The Little Vegan Dessert Cookbook. By Laura Crotty. Lincoln
Square Books. $19.99.
Packaged as something between a must-have
kitchen tome for vegans and an offbeat gift book for a vegan friend, Laura
Crotty’s The Little Vegan Dessert
Cookbook is a clever concept for a self-limited audience. Packed with
old-fashioned, mostly 1950s illustrations reflective of the original recipes on
which Crotty’s vegan variations are based, the book is designed to give vegans
a way to conform to their dietary choices and beliefs while still enjoying
well-known, old-fashioned desserts such as Toll House cookies, Linzer tortes,
s’mores, coffee cake, cranberry loaf, and more.
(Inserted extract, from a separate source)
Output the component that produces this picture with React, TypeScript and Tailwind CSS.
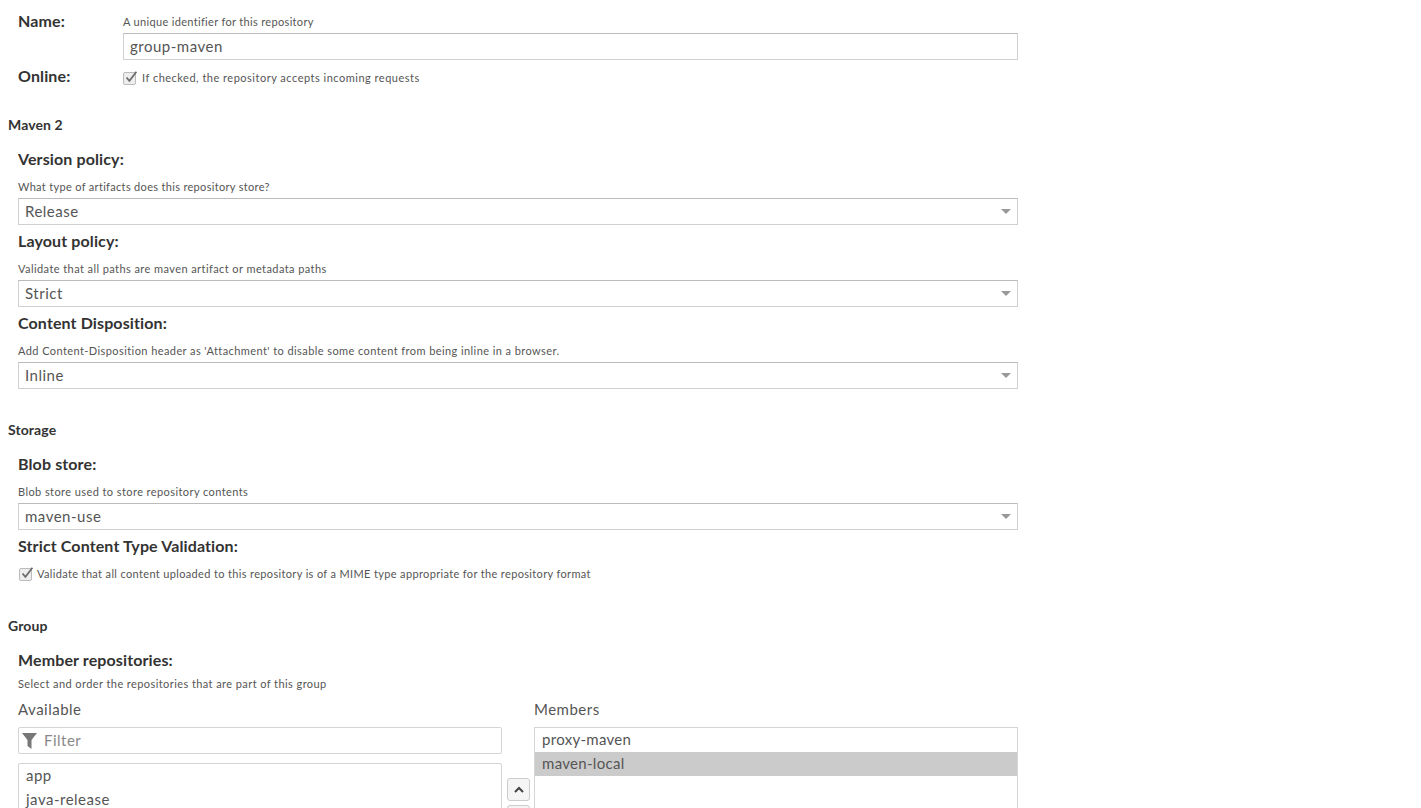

Crotty, a collector of old cookbooks, uses
recipes from a selection of them as the foundation of the items here,
essentially looking for standard vegan substitutions for the absolute
necessities of baking, such as eggs and butter. No dedicated vegan will
actually know whether these desserts approximate the taste of the originals –
that would require trying the non-vegan versions and comparing the two types.
So the question for anyone interested in Crotty’s approach is not “do these
taste like the originals?” but “do these approximate the originals in
appearance and also taste good?”
On the appearance issue, Crotty is
generally successful: the unbaked batters often look different from those using
traditional ingredients, but the finished products appear more or less the same
– especially in light of the fact that different people’s versions of the same
recipe, vegan or not, tend to look different. The doughnuts and some of the
cookies have perhaps more variation from those made with traditional
ingredients than the bars and cakes, but everything looks fine and nothing
proclaims “vegan!” through appearance alone.
As for taste – well, it is a matter of
taste. Dedicated vegans will have nothing with which to compare these recipes,
and vegan bakers will find nothing particularly unusual in employing ingredients
such as coconut sugar (which is dark-colored and not very sweet) and aquafaba
(the cooking liquid that remains when beans and other legumes are prepared). Non-dairy
butter tastes virtually identical to traditional butter, and when recipes call
for chocolate, Crotty simply uses Baker’s brand semi-sweet chocolate bars –
whose appeal transcends the vegan lifestyle. On the other hand, although oat
milk is often a good substitute for cow’s milk, it does change the consistency
and taste of some foods; and the egg substitutions here can have a significant
impact on the mouth feel and consistency of the finished products – for
example, Crotty says it is possible to use mashed banana or a mixture of
vegetable oil with water and baking powder, but these two alternatives produce
very different results from each other and from using real eggs.
Generally, the recipes here with the
fewest ingredients tend to be the most satisfying, and for non-vegans who want
to try some vegan treats, are likely to taste most familiar. Shortbread
cookies, for example, simply include all-purpose flour, semi-sweet baking
chocolate, non-dairy butter, and coconut sugar – the first three ingredients
being nearly identical to ones non-vegans would use. Pineapple cake, on the
other hand, requires a dozen elements, including aquafaba, whole-wheat pastry
flour, coconut oil and coconut sugar. And soda bread requires coconut sugar,
ground flaxseed and cashew milk. The soda-bread recipe also contains an error,
asking for “2 tablespoons butter, melted,” not specifying “non-dairy,” but
vegans will undoubtedly correct for this – and all readers will presumably be
unfazed by the other occasional mistakes in the book, such as “course” grain
rather than “coarse.” It is also worth noting that this is not strictly a
dessert cookbook: Crotty herself suggests using the doughnuts for breakfast,
and that is a good idea for the breads, too.
Ultimately, the test of any cookbook is not the cleverness of its premise but the quality of the food resulting from following its recipes. Vegans will be quite satisfied with Crotty’s ideas and will not generally find the recipes difficult to follow or the ingredients particularly exotic (by vegan standards). For non-vegans, especially ones who may already know and enjoy the original baked goods that Crotty modifies for the vegan palate, The Little Vegan Dessert Cookbook will be less satisfactory, because they will have something with which to compare these recipes and may not enjoy the result of that comparison. Or perhaps they will – certainly anyone wanting to experiment with vegan preparations can manage to do baking at this level without much difficulty. It is likeliest, though, that Crotty’s book, which at 84 pages is indeed little, will be useful strictly for those already committed to vegan eating; non-vegans will more likely want it as a gift for a vegan friend than for their own kitchens.